* Given problem *
In the listing below, find every line containing "with" and copy it out.
——
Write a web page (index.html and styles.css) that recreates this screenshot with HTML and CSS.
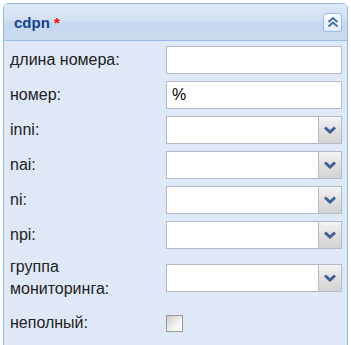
FILE: index.html
```html
<!DOCTYPE html>
<html lang="ru">
<head>
    <meta charset="UTF-8">
    <title>cdpn</title>
    <link rel="stylesheet" href="styles.css">
</head>
<body>
    <div class="panel">
        <div class="panel-header">
            <span class="title">cdpn <span class="req">*</span></span>
            <span class="tool">
                <svg width="12" height="12" viewBox="0 0 12 12">
                    <path d="M1.5 6 L6 2 L10.5 6 M1.5 10.5 L6 6.5 L10.5 10.5" fill="none" stroke="#4a6fa8" stroke-width="2"/>
                </svg>
            </span>
        </div>
        <div class="panel-body">
            <div class="row">
                <label>длина номера:</label>
                <div class="field"><input type="text"></div>
            </div>
            <div class="row">
                <label>номер:</label>
                <div class="field"><input type="text" value="%"></div>
            </div>
            <div class="row">
                <label>inni:</label>
                <div class="field combo"><input type="text"><span class="trigger"><svg width="12" height="8" viewBox="0 0 12 8"><path d="M1 1.5 L6 6 L11 1.5" fill="none" stroke="#3f5f98" stroke-width="3"/></svg></span></div>
            </div>
            <div class="row">
                <label>nai:</label>
                <div class="field combo"><input type="text"><span class="trigger"><svg width="12" height="8" viewBox="0 0 12 8"><path d="M1 1.5 L6 6 L11 1.5" fill="none" stroke="#3f5f98" stroke-width="3"/></svg></span></div>
            </div>
            <div class="row">
                <label>ni:</label>
                <div class="field combo"><input type="text"><span class="trigger"><svg width="12" height="8" viewBox="0 0 12 8"><path d="M1 1.5 L6 6 L11 1.5" fill="none" stroke="#3f5f98" stroke-width="3"/></svg></span></div>
            </div>
            <div class="row">
                <label>npi:</label>
                <div class="field combo"><input type="text"><span class="trigger"><svg width="12" height="8" viewBox="0 0 12 8"><path d="M1 1.5 L6 6 L11 1.5" fill="none" stroke="#3f5f98" stroke-width="3"/></svg></span></div>
            </div>
            <div class="row">
                <label>группа<br>мониторинга:</label>
                <div class="field combo"><input type="text"><span class="trigger"><svg width="12" height="8" viewBox="0 0 12 8"><path d="M1 1.5 L6 6 L11 1.5" fill="none" stroke="#3f5f98" stroke-width="3"/></svg></span></div>
            </div>
            <div class="row last">
                <label>неполный:</label>
                <div class="field"><span class="check"></span></div>
            </div>
        </div>
    </div>
</body>
</html>
```

FILE: styles.css
```css
body {
    margin: 0;
    background-color: #ffffff;
    font-family: 'Liberation Sans', Arial, sans-serif;
    overflow: hidden;
}
.panel {
    margin: 3px 0 0 3px;
    width: 345px;
    border: 1px solid #99bbe8;
    border-radius: 5px 5px 0 0;
    background-color: #dfe8f6;
    box-sizing: border-box;
    height: 360px;
}
.panel-header {
    display: flex;
    align-items: center;
    justify-content: space-between;
    height: 36px;
    padding: 0 5px 0 10px;
    border-bottom: 1px solid #99bbe8;
    border-radius: 4px 4px 0 0;
    background: linear-gradient(#dfe9f6, #d2e0f2 45%, #c4d6ee 55%, #cbdcf1);
}
.title {
    font-size: 15px;
    font-weight: bold;
    color: #15428b;
}
.req {
    color: #ff0000;
}
.tool {
    display: flex;
    align-items: center;
    justify-content: center;
    width: 17px;
    height: 17px;
    border: 1px solid #99bbe8;
    border-radius: 3px;
    background: linear-gradient(#fbfdff, #e3ecf8);
}
.panel-body {
    padding: 5px 5px 0 6px;
}
.row {
    display: flex;
    align-items: center;
    margin-bottom: 7px;
}
.row.last {
    margin-top: 9px;
}
label {
    width: 156px;
    font-size: 16px;
    line-height: 22px;
    color: #222222;
}
.field {
    display: flex;
    width: 176px;
    min-height: 28px;
    align-items: center;
}
input {
    box-sizing: border-box;
    width: 176px;
    height: 28px;
    margin: 0;
    padding: 2px 5px;
    border: 1px solid #b5b8c8;
    background-color: #ffffff;
    font-family: inherit;
    font-size: 16px;
    color: #000000;
    outline: none;
}
.combo input {
    width: 152px;
    border-right: none;
}
.trigger {
    box-sizing: border-box;
    display: flex;
    align-items: center;
    justify-content: center;
    width: 24px;
    height: 28px;
    border: 1px solid #b5b8c8;
    background: linear-gradient(#f4f4f4, #e0e0e0 50%, #d3d3d3);
}
.check {
    box-sizing: border-box;
    width: 17px;
    height: 17px;
    border: 1px solid #999999;
    background: linear-gradient(135deg, #cccccc, #f4f4f4 60%, #ffffff);
}
```
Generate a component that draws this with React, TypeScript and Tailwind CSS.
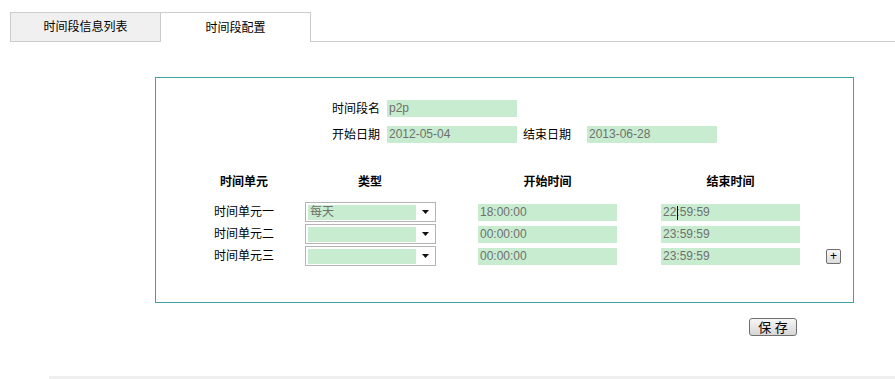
import React from "react";

const cjk = { fontFamily: '"Liberation Sans", "Noto Sans CJK SC", sans-serif' };

function Field({ w, value, children }: { w: string; value?: string; children?: React.ReactNode }) {
  return (
    <div className={`${w} h-[17px] bg-[#c7eccf] text-[#707070] text-[12px] leading-[17px] pl-[2px] whitespace-nowrap overflow-hidden`}>
      {children ?? value}
    </div>
  );
}

function Select({ value }: { value?: string }) {
  return (
    <div className="ml-[1px] w-[131px] h-[20px] border border-[#b4b4b4] bg-white flex items-center pl-[2px] pr-[6px]">
      <div className="w-[108px] h-[15px] bg-[#c7eccf] text-[#707070] text-[12px] leading-[15px] pl-[2px]">{value}</div>
      <div className="flex-1 flex justify-end">
        <svg width="7" height="4" viewBox="0 0 7 4"><path d="M0 0H7L3.5 4Z" fill="#111" /></svg>
      </div>
    </div>
  );
}

function Row({ label, type, start, end, plus, caret }: { label: string; type?: string; start: string; end: string; plus?: boolean; caret?: boolean }) {
  return (
    <div className="flex items-center h-[22px]">
      <div className="ml-[28px] w-[120px] text-center text-[12px] text-black">{label}</div>
      <div className="w-[132px]"><Select value={type} /></div>
      <div className="ml-[42px]"><Field w="w-[139px]" value={start} /></div>
      <div className="ml-[44px]">
        <Field w="w-[139px]">
          {caret ? (
            <>
              22<span className="relative">:<span className="absolute left-[1px] top-[1px] w-px h-[14px] bg-black" /></span>59:59
            </>
          ) : (
            end
          )}
        </Field>
      </div>
      {plus && (
        <div className="ml-[26px] w-[15px] h-[15px] border border-[#6f6f6f] rounded-[2px] bg-gradient-to-b from-[#f8f8f8] to-[#dcdcdc] flex items-center justify-center text-[12px] leading-none text-black">
          +
        </div>
      )}
    </div>
  );
}

export default function App() {
  return (
    <div className="w-[895px] h-[379px] bg-white overflow-hidden" style={cjk}>
      {/* Tabs */}
      <div className="flex items-end pt-[12px] pl-[10px]">
        <div className="w-[151px] h-[30px] border border-[#cccccc] bg-[#f0f0f0] flex items-center justify-center text-[12px] text-black">
          时间段信息列表
        </div>
        <div className="w-[150px] h-[30px] border-t border-r border-[#cccccc] bg-white flex items-center justify-center text-[12px] text-black">
          时间段配置
        </div>
        <div className="flex-1 border-b border-[#cccccc]" />
      </div>

      {/* Box */}
      <div className="ml-[155px] mt-[35px] w-[699px] h-[226px] border border-[#3fa1a1] pt-[22px]">
        <div className="flex items-center h-[17px] ml-[176px]">
          <div className="w-[48px] text-[12px] text-black">时间段名</div>
          <div className="ml-[7px]"><Field w="w-[130px]" value="p2p" /></div>
        </div>
        <div className="flex items-center h-[17px] ml-[176px] mt-[9px]">
          <div className="w-[48px] text-[12px] text-black">开始日期</div>
          <div className="ml-[7px]"><Field w="w-[130px]" value="2012-05-04" /></div>
          <div className="ml-[6px] w-[48px] text-[12px] text-black">结束日期</div>
          <div className="ml-[16px]"><Field w="w-[130px]" value="2013-06-28" /></div>
        </div>

        <div className="flex items-center h-[18px] mt-[30px] font-bold text-[12px] text-black">
          <div className="ml-[28px] w-[120px] text-center">时间单元</div>
          <div className="w-[132px] text-center">类型</div>
          <div className="ml-[42px] w-[139px] text-center">开始时间</div>
          <div className="ml-[44px] w-[139px] text-center">结束时间</div>
        </div>

        <div className="mt-[10px]">
          <Row label="时间单元一" type="每天" start="18:00:00" end="22:59:59" caret />
          <Row label="时间单元二" start="00:00:00" end="23:59:59" />
          <Row label="时间单元三" start="00:00:00" end="23:59:59" plus />
        </div>
      </div>

      {/* Save */}
      <div className="ml-[749px] mt-[15px] w-[48px] h-[18px] border border-[#707070] rounded-[3px] bg-gradient-to-b from-[#f7f7f7] to-[#d6d6d6] flex items-center justify-center text-[13px] leading-none text-black">
        保 存
      </div>

      <div className="ml-[49px] mt-[40px] h-[4px] bg-[#efefef]" />
    </div>
  );
}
——
* Correct result *
Write a web page (index.html and styles.css) that recreates this screenshot with HTML and CSS.
Generate a component that draws this with React, TypeScript and Tailwind CSS.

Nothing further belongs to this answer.